Not front of house, with its symmetrically billeted art objects reflecting in its polished concrete floor, these rawboned works by HK Zamani are arrayed deep in the back, in a brick and concrete garage, its loading dock and ramp illumined by dangling warehouse floodlights. And it is exactly where they belong, because pretty they ain’t. 

While there are only four works presented, Inadvertent Protagonists I, II, & III, and Fashion Erasures (all 2021) the exhibition is an enveloping and disconcerting experience. All are large; the slightest dimension of Inadvertent Protagonists is an 8-feet width, while Fashion Erasures, a series of 39 smaller works little more than 45-inches high, is 11-feet wide. The latter is a series of framed figures, magazine layouts with the imprimatur of high-end couture; yet these figures of fashionista idolatry, once envied and beatified, are transformed in Zamani’s cameos. These icons of desire and emulation have been distorted, becoming abominations of their former selves, misshapen silhouettes of the beastliness within that we so desperately fear confessing. The beautiful models have been transformed into horned and blackened cutouts, tentacled creatures with fins for ears, razors as elbows, pickaxes for tongues. Arranged as they are, like a series of film stills, they suggest a disturbing Muybridge or broken zoetrope, and in this metamorphosis names like Galliano, Valentino and Gucci become Manticore, Basilisk and Chimera. The artist suggests that we see ourselves, our true and unglamorized selves, as part of this shameful vanity, and realize our presumedly well-deserved desires as little more than a humbug.

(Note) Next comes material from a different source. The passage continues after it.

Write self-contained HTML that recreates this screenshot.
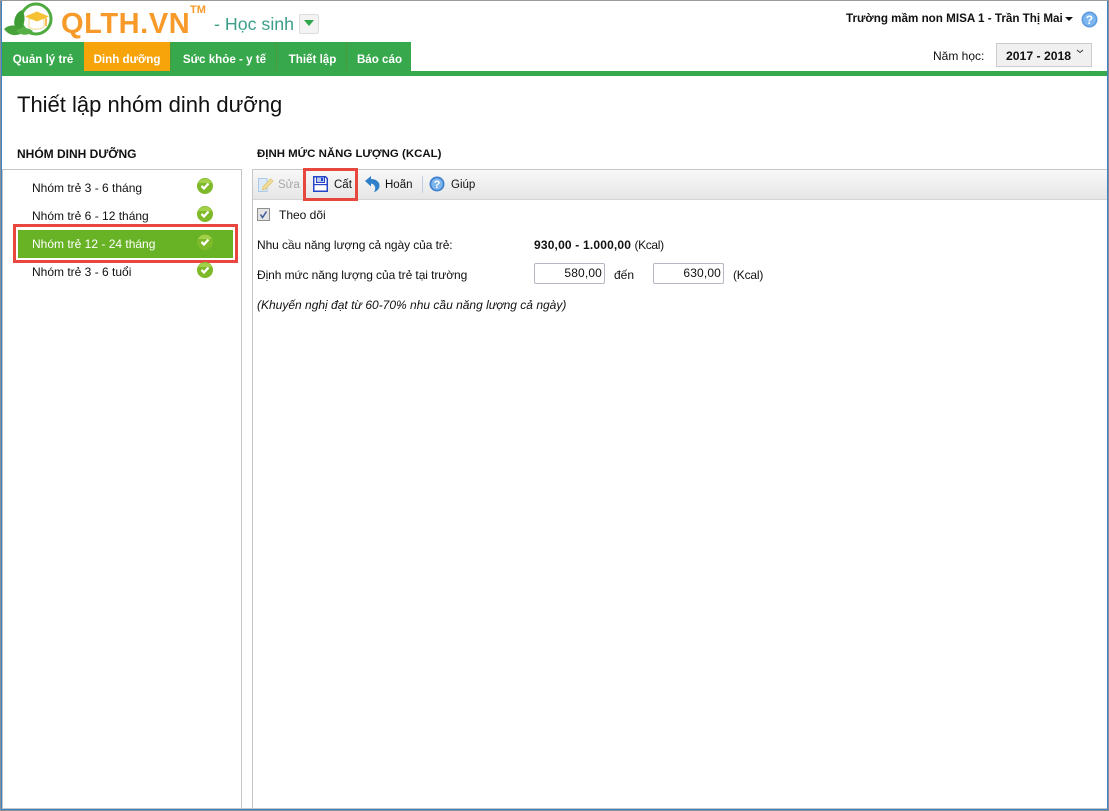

HK Zamani, “Inadvertent Protagonists,” installation view, 2021. Photo By Carl Berg. Courtesy PRJCTLA.

The Inadvertent Protagonists, three larger works on unmounted canvas, are even more fearsome yet. Scraped and weathered, these paintings—a moniker they might dispute—release their shadows to crawl along the crackled floor toward the viewer as if eagerly bearing a message. Each one is a deformed triptych, a sandwiched cut-out of a painting in shallow relief. Two layers of canvas are devised into three, each contrastingly painted. The top layer has been scissored and folded over to reveal blackened profiles, far more ominous than those seen in Fashion Erasures, and these “shadows” appear eager to envelop the spectator. Protagonists II and III lie on the floor and give the impression of the long remnants oozing inexorably forward, while Protagonists I is wall-mounted and its figures appear to have fallen forward with an almost audible slap, exhausted and resting in anticipation of the bell that signals the next round. In each work the painted surface is raw and scraped, their colors faded and mottled, and each creature/figure/memory/shadow seems locked in irrevocable conflict with its partner/opponent/reflection/distortion.

The theatricality of the installation makes for a stunning experience as the artwork and its setting could not have been more suitably paired; grim and bleak have combined to summon a visual and sensory experience rarely found in the anodyne and moneyed ambience of the art gallery. The cement floor echo and the aged crumbling brick have assembled a chorus for painting stripped bare.